For this exercise, copy out each line of the material below that includes "Output".

START

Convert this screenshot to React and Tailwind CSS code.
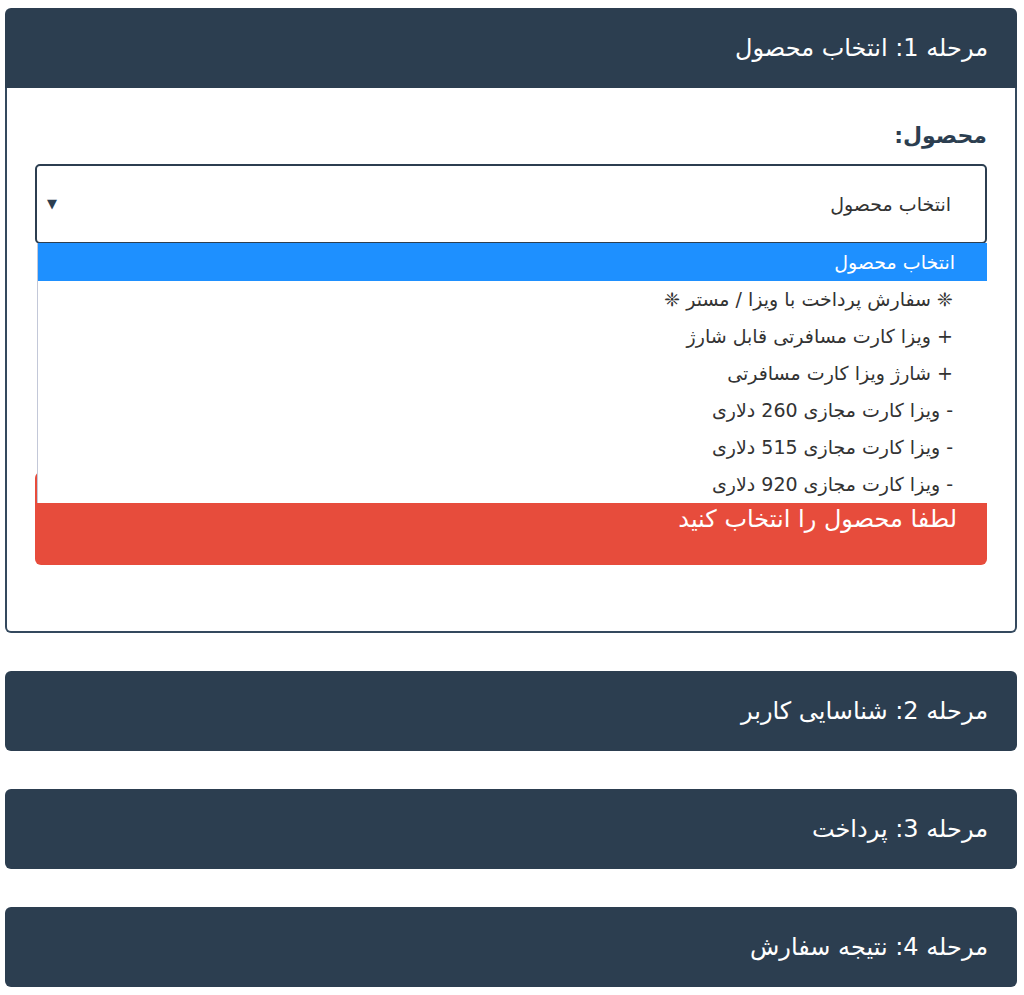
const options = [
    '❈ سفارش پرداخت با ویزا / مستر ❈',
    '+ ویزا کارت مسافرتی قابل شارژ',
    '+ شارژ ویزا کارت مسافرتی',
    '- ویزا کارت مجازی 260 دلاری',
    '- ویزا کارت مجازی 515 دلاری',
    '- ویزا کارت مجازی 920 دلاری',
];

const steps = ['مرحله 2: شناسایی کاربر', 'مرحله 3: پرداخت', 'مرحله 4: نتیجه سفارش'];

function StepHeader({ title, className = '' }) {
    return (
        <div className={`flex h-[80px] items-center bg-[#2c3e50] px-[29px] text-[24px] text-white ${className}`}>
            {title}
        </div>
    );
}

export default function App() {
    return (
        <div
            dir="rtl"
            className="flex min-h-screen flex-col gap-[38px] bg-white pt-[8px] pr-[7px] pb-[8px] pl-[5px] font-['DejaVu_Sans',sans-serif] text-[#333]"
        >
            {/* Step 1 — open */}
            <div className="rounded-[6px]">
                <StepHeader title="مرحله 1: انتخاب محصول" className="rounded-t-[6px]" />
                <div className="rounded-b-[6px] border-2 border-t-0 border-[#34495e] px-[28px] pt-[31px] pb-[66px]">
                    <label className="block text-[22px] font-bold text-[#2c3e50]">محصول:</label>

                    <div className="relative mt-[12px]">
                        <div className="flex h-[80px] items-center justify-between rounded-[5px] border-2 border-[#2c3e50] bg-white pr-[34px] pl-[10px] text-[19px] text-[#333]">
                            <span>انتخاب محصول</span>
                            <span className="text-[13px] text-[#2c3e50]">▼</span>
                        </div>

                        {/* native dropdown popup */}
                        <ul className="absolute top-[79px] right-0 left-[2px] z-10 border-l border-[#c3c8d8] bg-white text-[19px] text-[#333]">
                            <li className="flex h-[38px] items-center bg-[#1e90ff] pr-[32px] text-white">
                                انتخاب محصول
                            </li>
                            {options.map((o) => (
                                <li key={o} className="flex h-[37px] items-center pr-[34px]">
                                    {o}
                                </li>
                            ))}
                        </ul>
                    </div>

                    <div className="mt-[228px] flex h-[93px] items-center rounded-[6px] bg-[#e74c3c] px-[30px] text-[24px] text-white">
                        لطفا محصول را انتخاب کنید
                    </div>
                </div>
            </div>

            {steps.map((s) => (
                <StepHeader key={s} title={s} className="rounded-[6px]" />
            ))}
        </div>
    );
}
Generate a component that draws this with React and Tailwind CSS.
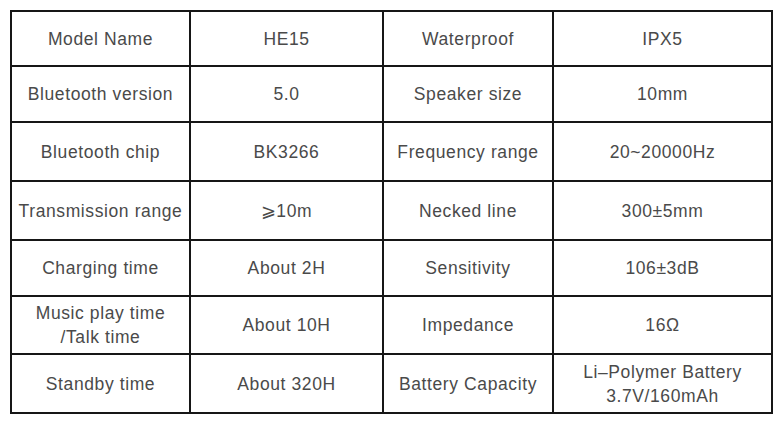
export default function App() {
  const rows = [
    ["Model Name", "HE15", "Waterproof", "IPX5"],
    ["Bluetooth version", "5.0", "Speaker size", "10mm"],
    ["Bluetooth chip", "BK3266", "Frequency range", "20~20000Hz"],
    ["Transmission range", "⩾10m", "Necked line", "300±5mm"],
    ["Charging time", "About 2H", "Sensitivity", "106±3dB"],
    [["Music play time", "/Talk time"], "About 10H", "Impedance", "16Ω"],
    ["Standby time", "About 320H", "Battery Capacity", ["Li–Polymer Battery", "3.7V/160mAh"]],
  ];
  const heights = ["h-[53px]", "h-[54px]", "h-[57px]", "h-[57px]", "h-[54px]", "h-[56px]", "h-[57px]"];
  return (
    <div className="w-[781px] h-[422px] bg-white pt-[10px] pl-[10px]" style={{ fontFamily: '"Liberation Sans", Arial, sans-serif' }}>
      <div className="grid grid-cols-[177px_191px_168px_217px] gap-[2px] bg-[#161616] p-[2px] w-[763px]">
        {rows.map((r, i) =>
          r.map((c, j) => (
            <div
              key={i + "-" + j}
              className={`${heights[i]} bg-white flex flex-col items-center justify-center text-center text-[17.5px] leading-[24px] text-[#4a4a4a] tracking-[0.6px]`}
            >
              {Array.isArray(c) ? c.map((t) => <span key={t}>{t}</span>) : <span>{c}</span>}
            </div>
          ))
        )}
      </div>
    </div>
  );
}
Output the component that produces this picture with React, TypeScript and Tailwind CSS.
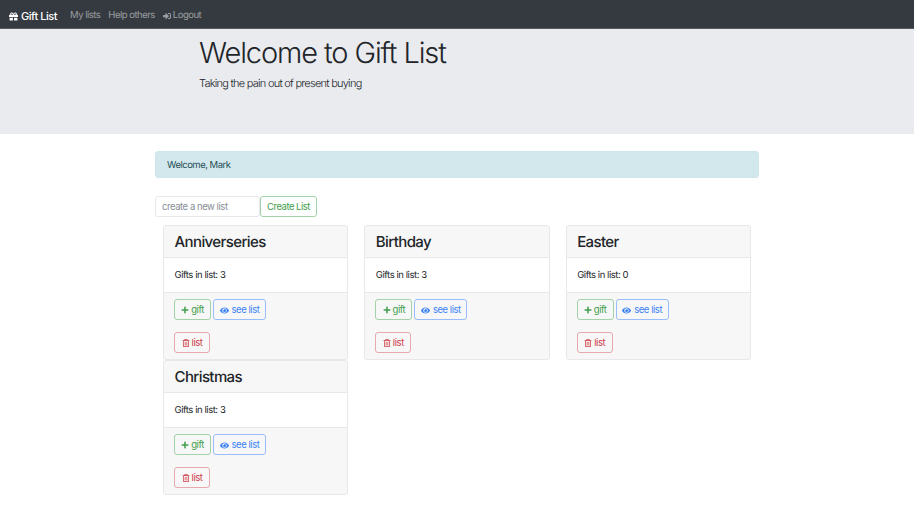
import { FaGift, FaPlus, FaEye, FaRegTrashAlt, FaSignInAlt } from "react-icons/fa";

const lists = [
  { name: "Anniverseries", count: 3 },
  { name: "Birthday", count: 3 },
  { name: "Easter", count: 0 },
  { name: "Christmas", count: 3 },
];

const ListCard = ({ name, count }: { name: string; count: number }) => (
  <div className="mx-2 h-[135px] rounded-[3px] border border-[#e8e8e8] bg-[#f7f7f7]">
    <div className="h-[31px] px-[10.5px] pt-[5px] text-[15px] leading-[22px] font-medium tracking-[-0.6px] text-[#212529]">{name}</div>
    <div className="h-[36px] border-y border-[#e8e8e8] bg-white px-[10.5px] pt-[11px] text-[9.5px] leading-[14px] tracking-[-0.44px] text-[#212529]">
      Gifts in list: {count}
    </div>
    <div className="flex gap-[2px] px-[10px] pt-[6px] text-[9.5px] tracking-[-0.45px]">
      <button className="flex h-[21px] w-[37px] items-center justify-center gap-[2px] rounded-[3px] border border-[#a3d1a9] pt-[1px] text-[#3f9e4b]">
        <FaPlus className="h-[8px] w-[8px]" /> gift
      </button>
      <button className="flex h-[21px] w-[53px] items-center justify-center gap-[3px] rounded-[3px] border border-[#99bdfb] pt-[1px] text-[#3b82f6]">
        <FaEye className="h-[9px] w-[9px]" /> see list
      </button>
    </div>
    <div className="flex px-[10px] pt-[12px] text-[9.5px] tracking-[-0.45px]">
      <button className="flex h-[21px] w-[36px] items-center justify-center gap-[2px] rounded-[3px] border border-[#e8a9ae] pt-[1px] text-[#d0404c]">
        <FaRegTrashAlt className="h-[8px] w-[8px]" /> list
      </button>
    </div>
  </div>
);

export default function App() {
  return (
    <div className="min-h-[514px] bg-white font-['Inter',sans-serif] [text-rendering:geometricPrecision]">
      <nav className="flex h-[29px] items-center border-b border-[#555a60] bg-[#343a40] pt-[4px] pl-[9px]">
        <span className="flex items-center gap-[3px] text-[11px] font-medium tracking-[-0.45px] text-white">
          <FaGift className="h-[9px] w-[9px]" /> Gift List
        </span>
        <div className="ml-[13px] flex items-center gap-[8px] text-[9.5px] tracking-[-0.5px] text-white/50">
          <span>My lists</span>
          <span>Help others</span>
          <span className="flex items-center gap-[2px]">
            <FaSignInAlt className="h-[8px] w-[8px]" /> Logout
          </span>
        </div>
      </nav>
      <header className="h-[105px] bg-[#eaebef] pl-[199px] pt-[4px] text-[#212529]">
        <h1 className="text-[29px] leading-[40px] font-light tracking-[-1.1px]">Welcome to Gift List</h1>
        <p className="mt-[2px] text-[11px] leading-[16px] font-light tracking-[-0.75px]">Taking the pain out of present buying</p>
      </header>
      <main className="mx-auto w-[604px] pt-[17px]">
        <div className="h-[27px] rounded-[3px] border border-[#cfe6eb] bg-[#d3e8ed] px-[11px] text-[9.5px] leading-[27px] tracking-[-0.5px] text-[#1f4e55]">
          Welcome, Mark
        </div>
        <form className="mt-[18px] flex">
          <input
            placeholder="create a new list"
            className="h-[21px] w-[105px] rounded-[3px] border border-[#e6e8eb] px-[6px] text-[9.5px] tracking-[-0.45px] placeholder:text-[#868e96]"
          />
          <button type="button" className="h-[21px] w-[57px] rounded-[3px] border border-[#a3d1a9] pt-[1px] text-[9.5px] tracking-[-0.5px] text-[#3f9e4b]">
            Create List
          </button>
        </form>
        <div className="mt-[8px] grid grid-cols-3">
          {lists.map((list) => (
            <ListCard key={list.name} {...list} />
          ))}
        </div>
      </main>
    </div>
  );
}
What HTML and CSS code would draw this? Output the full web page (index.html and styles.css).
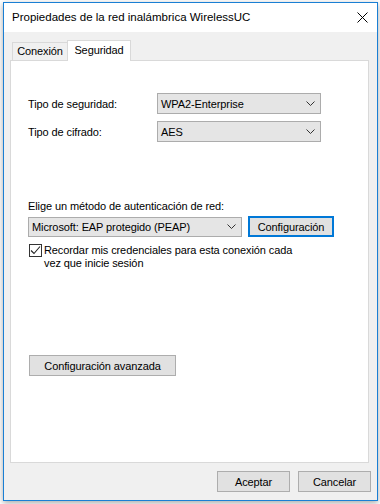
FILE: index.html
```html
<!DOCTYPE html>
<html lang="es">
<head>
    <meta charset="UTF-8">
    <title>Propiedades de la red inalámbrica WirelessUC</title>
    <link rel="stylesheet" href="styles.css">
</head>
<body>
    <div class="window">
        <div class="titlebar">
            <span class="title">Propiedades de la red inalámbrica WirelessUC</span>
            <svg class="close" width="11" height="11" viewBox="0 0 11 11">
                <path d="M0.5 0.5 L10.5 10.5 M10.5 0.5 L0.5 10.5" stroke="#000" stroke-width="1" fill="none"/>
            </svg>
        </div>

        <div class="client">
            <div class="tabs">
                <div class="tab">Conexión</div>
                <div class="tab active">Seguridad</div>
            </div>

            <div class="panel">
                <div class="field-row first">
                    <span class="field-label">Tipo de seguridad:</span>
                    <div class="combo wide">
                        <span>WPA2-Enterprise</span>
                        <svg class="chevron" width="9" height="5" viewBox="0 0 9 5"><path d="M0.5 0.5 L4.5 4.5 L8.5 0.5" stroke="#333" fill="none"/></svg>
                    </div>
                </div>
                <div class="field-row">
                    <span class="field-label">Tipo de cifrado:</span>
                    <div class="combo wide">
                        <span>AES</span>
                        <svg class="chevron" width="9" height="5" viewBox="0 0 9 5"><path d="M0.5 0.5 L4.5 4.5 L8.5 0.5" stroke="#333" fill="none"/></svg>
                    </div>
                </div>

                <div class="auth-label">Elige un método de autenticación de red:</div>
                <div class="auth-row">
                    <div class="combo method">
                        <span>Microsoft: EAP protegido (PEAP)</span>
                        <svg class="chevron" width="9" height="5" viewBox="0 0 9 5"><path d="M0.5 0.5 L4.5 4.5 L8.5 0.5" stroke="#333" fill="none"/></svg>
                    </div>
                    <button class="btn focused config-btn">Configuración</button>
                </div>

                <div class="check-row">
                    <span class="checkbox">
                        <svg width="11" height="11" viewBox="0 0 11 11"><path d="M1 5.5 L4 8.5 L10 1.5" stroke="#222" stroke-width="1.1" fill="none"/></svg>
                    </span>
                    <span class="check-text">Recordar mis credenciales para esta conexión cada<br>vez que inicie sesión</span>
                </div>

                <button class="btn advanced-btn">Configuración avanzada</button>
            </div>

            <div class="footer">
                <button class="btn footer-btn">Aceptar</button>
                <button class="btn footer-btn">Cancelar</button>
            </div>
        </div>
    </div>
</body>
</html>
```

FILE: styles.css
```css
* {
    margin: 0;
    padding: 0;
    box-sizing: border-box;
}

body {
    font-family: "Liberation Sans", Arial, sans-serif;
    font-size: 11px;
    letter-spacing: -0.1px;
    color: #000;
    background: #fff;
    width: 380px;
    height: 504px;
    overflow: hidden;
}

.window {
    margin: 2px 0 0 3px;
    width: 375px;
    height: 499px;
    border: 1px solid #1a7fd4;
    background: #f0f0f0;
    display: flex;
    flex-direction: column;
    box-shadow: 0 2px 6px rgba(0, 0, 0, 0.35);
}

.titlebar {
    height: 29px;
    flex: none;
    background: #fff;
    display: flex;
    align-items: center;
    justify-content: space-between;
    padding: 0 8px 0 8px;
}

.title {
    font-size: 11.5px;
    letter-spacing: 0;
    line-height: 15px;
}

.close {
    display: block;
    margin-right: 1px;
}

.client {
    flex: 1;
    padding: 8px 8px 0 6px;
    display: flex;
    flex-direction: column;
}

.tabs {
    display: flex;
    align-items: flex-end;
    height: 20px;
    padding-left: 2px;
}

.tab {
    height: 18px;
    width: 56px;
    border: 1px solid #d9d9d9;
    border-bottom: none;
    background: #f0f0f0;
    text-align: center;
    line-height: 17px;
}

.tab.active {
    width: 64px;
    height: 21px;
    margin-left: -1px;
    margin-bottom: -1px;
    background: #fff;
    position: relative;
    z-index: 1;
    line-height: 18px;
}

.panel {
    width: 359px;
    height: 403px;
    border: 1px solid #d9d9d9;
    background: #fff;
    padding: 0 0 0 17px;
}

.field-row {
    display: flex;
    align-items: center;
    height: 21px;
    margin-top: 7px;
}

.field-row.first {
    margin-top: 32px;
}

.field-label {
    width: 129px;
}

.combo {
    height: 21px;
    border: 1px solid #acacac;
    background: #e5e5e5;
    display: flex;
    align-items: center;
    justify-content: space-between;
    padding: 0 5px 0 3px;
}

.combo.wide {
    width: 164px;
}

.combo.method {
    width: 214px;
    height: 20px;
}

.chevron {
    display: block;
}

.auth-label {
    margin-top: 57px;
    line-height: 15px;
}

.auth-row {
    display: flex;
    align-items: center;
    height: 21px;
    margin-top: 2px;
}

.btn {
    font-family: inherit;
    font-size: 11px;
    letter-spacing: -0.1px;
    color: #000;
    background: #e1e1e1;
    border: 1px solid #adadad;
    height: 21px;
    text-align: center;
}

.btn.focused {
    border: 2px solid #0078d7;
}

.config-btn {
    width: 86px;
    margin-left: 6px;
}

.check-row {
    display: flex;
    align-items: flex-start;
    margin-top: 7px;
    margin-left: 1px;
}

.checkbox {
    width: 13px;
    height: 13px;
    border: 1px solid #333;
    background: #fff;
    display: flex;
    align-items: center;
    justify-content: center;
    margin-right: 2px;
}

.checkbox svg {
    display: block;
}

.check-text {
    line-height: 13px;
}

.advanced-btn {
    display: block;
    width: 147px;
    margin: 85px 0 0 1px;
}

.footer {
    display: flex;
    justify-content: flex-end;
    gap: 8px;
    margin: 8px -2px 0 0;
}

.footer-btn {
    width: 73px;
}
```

END

* **Solution to this exercise**:
Output the component that produces this picture with React, TypeScript and Tailwind CSS.
What HTML and CSS code would draw this? Output the full web page (index.html and styles.css).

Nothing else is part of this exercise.